WHAT THE TASK ASKS
Write out the material exactly, leaving every picture behind.

DATA SECTION
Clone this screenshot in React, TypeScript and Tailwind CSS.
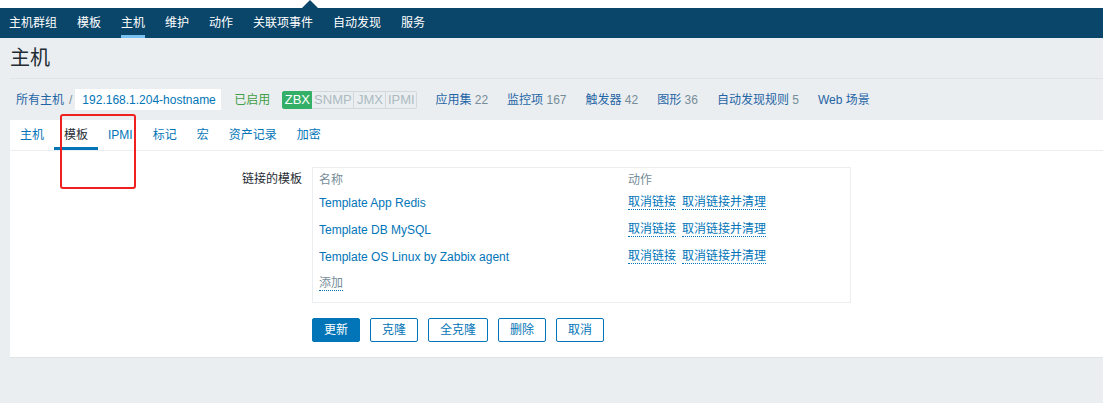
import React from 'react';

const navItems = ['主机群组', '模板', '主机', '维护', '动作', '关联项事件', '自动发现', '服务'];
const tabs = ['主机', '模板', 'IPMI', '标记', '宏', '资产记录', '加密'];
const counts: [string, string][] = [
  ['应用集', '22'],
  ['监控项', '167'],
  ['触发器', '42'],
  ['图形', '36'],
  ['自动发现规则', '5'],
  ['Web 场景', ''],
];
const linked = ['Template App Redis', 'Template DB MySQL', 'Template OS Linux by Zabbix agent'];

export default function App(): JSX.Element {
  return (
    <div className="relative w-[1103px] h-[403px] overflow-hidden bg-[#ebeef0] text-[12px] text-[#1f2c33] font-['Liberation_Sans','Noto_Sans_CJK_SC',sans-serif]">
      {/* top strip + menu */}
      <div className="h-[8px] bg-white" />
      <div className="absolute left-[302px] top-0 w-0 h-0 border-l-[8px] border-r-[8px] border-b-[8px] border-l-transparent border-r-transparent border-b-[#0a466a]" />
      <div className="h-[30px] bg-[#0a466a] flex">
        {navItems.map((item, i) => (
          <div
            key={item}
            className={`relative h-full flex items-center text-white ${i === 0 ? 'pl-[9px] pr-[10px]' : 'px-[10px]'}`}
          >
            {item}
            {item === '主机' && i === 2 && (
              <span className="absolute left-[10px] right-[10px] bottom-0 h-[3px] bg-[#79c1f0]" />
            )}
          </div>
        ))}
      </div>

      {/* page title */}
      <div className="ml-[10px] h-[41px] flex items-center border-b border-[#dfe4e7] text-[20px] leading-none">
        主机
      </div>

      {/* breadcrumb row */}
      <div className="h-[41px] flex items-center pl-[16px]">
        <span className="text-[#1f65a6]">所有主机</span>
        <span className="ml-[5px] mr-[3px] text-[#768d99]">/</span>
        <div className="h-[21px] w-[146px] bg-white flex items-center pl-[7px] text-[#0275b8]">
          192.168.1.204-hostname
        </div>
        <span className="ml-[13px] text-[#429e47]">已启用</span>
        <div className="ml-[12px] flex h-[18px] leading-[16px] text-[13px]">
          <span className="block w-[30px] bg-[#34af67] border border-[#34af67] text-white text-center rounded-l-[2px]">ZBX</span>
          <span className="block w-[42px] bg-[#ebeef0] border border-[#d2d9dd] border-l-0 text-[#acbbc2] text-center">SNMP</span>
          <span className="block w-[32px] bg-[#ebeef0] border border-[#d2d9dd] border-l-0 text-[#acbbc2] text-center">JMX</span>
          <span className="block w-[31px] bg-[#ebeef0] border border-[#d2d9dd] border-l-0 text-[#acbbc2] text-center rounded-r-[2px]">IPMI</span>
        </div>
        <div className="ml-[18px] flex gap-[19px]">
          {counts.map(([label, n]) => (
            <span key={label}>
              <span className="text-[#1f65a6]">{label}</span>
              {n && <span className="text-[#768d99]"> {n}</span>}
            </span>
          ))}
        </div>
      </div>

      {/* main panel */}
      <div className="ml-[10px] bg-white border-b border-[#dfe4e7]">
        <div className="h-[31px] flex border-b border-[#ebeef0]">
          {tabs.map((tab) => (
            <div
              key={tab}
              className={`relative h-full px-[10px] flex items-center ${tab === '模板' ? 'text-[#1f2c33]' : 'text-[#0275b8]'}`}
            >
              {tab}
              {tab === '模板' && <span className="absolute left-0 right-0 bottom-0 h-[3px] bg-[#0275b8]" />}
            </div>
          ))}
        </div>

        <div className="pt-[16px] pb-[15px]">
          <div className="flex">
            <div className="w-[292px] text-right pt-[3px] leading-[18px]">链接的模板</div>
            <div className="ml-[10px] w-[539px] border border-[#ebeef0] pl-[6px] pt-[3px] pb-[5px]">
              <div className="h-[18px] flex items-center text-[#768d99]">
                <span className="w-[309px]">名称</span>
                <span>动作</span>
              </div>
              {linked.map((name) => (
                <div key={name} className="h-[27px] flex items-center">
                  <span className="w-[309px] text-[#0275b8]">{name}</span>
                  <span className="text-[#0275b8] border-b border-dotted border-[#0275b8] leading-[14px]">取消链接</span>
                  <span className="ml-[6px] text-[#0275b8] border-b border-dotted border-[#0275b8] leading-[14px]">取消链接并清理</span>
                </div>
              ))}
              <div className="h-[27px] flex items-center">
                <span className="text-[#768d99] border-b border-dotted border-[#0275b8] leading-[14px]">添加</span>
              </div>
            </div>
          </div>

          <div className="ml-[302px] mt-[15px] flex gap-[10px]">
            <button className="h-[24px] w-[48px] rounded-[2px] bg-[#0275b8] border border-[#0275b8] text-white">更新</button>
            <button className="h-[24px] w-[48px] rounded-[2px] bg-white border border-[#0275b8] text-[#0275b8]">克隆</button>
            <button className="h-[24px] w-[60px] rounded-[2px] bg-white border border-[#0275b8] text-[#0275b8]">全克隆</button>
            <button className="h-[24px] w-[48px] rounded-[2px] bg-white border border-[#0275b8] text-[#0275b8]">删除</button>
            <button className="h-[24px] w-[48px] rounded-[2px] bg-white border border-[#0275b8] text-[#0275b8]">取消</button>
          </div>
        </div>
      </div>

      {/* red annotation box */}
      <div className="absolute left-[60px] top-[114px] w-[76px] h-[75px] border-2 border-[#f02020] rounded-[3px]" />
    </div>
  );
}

THE ANSWER
Clone this screenshot in React, TypeScript and Tailwind CSS.
import React from 'react';

const navItems = ['主机群组', '模板', '主机', '维护', '动作', '关联项事件', '自动发现', '服务'];
const tabs = ['主机', '模板', 'IPMI', '标记', '宏', '资产记录', '加密'];
const counts: [string, string][] = [
  ['应用集', '22'],
  ['监控项', '167'],
  ['触发器', '42'],
  ['图形', '36'],
  ['自动发现规则', '5'],
  ['Web 场景', ''],
];
const linked = ['Template App Redis', 'Template DB MySQL', 'Template OS Linux by Zabbix agent'];

export default function App(): JSX.Element {
  return (
    <div className="relative w-[1103px] h-[403px] overflow-hidden bg-[#ebeef0] text-[12px] text-[#1f2c33] font-['Liberation_Sans','Noto_Sans_CJK_SC',sans-serif]">
      {/* top strip + menu */}
      <div className="h-[8px] bg-white" />
      <div className="absolute left-[302px] top-0 w-0 h-0 border-l-[8px] border-r-[8px] border-b-[8px] border-l-transparent border-r-transparent border-b-[#0a466a]" />
      <div className="h-[30px] bg-[#0a466a] flex">
        {navItems.map((item, i) => (
          <div
            key={item}
            className={`relative h-full flex items-center text-white ${i === 0 ? 'pl-[9px] pr-[10px]' : 'px-[10px]'}`}
          >
            {item}
            {item === '主机' && i === 2 && (
              <span className="absolute left-[10px] right-[10px] bottom-0 h-[3px] bg-[#79c1f0]" />
            )}
          </div>
        ))}
      </div>

      {/* page title */}
      <div className="ml-[10px] h-[41px] flex items-center border-b border-[#dfe4e7] text-[20px] leading-none">
        主机
      </div>

      {/* breadcrumb row */}
      <div className="h-[41px] flex items-center pl-[16px]">
        <span className="text-[#1f65a6]">所有主机</span>
        <span className="ml-[5px] mr-[3px] text-[#768d99]">/</span>
        <div className="h-[21px] w-[146px] bg-white flex items-center pl-[7px] text-[#0275b8]">
          192.168.1.204-hostname
        </div>
        <span className="ml-[13px] text-[#429e47]">已启用</span>
        <div className="ml-[12px] flex h-[18px] leading-[16px] text-[13px]">
          <span className="block w-[30px] bg-[#34af67] border border-[#34af67] text-white text-center rounded-l-[2px]">ZBX</span>
          <span className="block w-[42px] bg-[#ebeef0] border border-[#d2d9dd] border-l-0 text-[#acbbc2] text-center">SNMP</span>
          <span className="block w-[32px] bg-[#ebeef0] border border-[#d2d9dd] border-l-0 text-[#acbbc2] text-center">JMX</span>
          <span className="block w-[31px] bg-[#ebeef0] border border-[#d2d9dd] border-l-0 text-[#acbbc2] text-center rounded-r-[2px]">IPMI</span>
        </div>
        <div className="ml-[18px] flex gap-[19px]">
          {counts.map(([label, n]) => (
            <span key={label}>
              <span className="text-[#1f65a6]">{label}</span>
              {n && <span className="text-[#768d99]"> {n}</span>}
            </span>
          ))}
        </div>
      </div>

      {/* main panel */}
      <div className="ml-[10px] bg-white border-b border-[#dfe4e7]">
        <div className="h-[31px] flex border-b border-[#ebeef0]">
          {tabs.map((tab) => (
            <div
              key={tab}
              className={`relative h-full px-[10px] flex items-center ${tab === '模板' ? 'text-[#1f2c33]' : 'text-[#0275b8]'}`}
            >
              {tab}
              {tab === '模板' && <span className="absolute left-0 right-0 bottom-0 h-[3px] bg-[#0275b8]" />}
            </div>
          ))}
        </div>

        <div className="pt-[16px] pb-[15px]">
          <div className="flex">
            <div className="w-[292px] text-right pt-[3px] leading-[18px]">链接的模板</div>
            <div className="ml-[10px] w-[539px] border border-[#ebeef0] pl-[6px] pt-[3px] pb-[5px]">
              <div className="h-[18px] flex items-center text-[#768d99]">
                <span className="w-[309px]">名称</span>
                <span>动作</span>
              </div>
              {linked.map((name) => (
                <div key={name} className="h-[27px] flex items-center">
                  <span className="w-[309px] text-[#0275b8]">{name}</span>
                  <span className="text-[#0275b8] border-b border-dotted border-[#0275b8] leading-[14px]">取消链接</span>
                  <span className="ml-[6px] text-[#0275b8] border-b border-dotted border-[#0275b8] leading-[14px]">取消链接并清理</span>
                </div>
              ))}
              <div className="h-[27px] flex items-center">
                <span className="text-[#768d99] border-b border-dotted border-[#0275b8] leading-[14px]">添加</span>
              </div>
            </div>
          </div>

          <div className="ml-[302px] mt-[15px] flex gap-[10px]">
            <button className="h-[24px] w-[48px] rounded-[2px] bg-[#0275b8] border border-[#0275b8] text-white">更新</button>
            <button className="h-[24px] w-[48px] rounded-[2px] bg-white border border-[#0275b8] text-[#0275b8]">克隆</button>
            <button className="h-[24px] w-[60px] rounded-[2px] bg-white border border-[#0275b8] text-[#0275b8]">全克隆</button>
            <button className="h-[24px] w-[48px] rounded-[2px] bg-white border border-[#0275b8] text-[#0275b8]">删除</button>
            <button className="h-[24px] w-[48px] rounded-[2px] bg-white border border-[#0275b8] text-[#0275b8]">取消</button>
          </div>
        </div>
      </div>

      {/* red annotation box */}
      <div className="absolute left-[60px] top-[114px] w-[76px] h-[75px] border-2 border-[#f02020] rounded-[3px]" />
    </div>
  );
}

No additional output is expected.